John Lynch, whom the 49ers hired Sunday to be general manager, saw his future coach Kyle Shanahan two weeks ago and made a comment that proved to be a portend.

Shanahan, Atlanta’s offensive coordinator, had just dialed up a play that resulted in a 14-yard touchdown pass from Matt Ryan to running back Tevin Coleman. The play gave the Falcons a 19-10 lead late in the second quarter against the Seahawks in the divisional playoff game.

Lynch was calling the game as a FOX analyst, alongside play-by-play man Kevin Burkhardt. It is customary for TV crews to meet with the top coaches and players for both teams in production meetings to gain insights leading up to the game.

“You know, Kyle, I think he goes in these production, er, excuse me, interviews and maybe comes off a little confident, a little arrogant,” Lynch said. “I don’t care. I want an arrogant coach. I want a confident coach. I’d be hiring that guy in a second.”

Actually, it turns out that Shanahan, 37, played the major role in hiring Lynch, 45, to his first job as an NFL executive.

Lynch will come out of the broadcast booth to be in charge of the 49ers’ personnel department. He and Shanahan will receive contracts of six years in length, according to a source. The 49ers are prohibited from officially hiring Shanahan until after Super 51 on Feb. 5.

Here are some other comments Lynch made about Shanahan during the course of Falcons’ 36-20 victory over the Seahawks in an NFC divisional-round game on Jan. 14.

 

In the first quarter after Seattle cornerback Richard Sherman was called for defensive holding:
“When we met with the Falcons the other day, Dan Quinn and Kyle Shanahan, the offensive coordinator, said, ‘Look, we’re not going to complain about calls. When you play Seattle, you know you’re going to get held on every play. Beat it.’ Kyle Shanahan’s dad, Mike Shanahan, I played for him. I used to hear him all the time. ‘If you can’t beat man coverage, you’re complaining about holding, start selling cars. That’s part of the job.’”

On the first play after taking over at their own 1-yard line in the second quarter, Ryan hit receiver Julio Jones for an 8-yard gain:
“One of the things I think they do, Kevin, we just saw them throw from the end zone. They don’t play scared. They attack people. When you have great weapons, that’s how you should play. Matt Ryan said the first thing Dan Quinn said to the team, ‘Offense, defense, we’re going to be the best attacking offense in football, the best attacking defense.’ They attack people.”

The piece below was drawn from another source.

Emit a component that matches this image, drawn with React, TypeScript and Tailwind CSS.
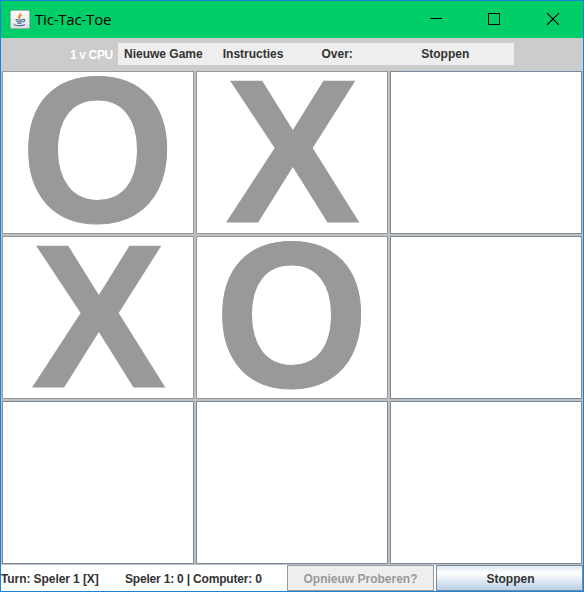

After Ryan hit Jones on a 12-yard gain early in the third quarter:
“Kyle Shanahan continuing to design plays that are really tough to defend.”

Lynch referenced Falcons running backs coach Bobby Turner, who also coached with Kyle Shanahan and under Mike Shanahan with Washington, after Coleman’s 7-yard gain in the third quarter:
“Bobby Turner, the running back coach for the Atlanta Falcons, is the same guy who coached in Denver. Terrell Davis. That’s the style of running. You stretch, stretch, stretch, you see someone get cut down on the back side, and then you hit it downhill. Tevin Coleman doing it to perfection.”

After running back Devonta Freeman was matched against Seahawks defensive end Cliff Avril on a play that went for a 53-yard pass play, Lynch talked about how Shanahan took advantage of the injury to that left the Seahawks without safety Earl Thomas:
“You got Cliff Avril right there on Devonta Freeman. That is a mismatch. And that’s what Kyle Shanahan talked about. There you see the missing of Earl Thomas. That kind of move in space, Earl Thomas is likely to make that tackle and Steven Terrell can’t. But Kyle Shanahan talked in the first matchup. They kept Freeman in and blocked when they ran those blitzes. This time, he said, ‘We’re not going to keep him in. We’re going to put him out there on those defensive ends.’ Great job by the Atlanta Falcons. They have so much speed on this offense.

On Coleman and Freeman as a pair of running backs:
“There’s no better tandem in the league. They throw so much at you as all-around backs. They beat you rushing the ball. They beat you in the pass game. We’ve seen it. They both can fly. Kyle Shanahan is an offensive coordinator who knows how to utilize them.”

 

Late in the game:
“I think Julio Jones said it really well. He said, ‘John, Kevin, you’ve been there. When you’re confident, when you know something inside and out, your talent can come to the forefront. Last year, Matt Ryan did not have a grasp of this entire scheme.’ Kyle Shanahan throws a lot at you. He goes after people, so it’s a different game plan each week. . . The familiarity. Dan Quinn said, ‘You two are going to hang out this offseason.’ Matt Ryan, Kyle Shanahan, they got the scheme down and you’re seeing the rewards. . . This is a fabulous offense.”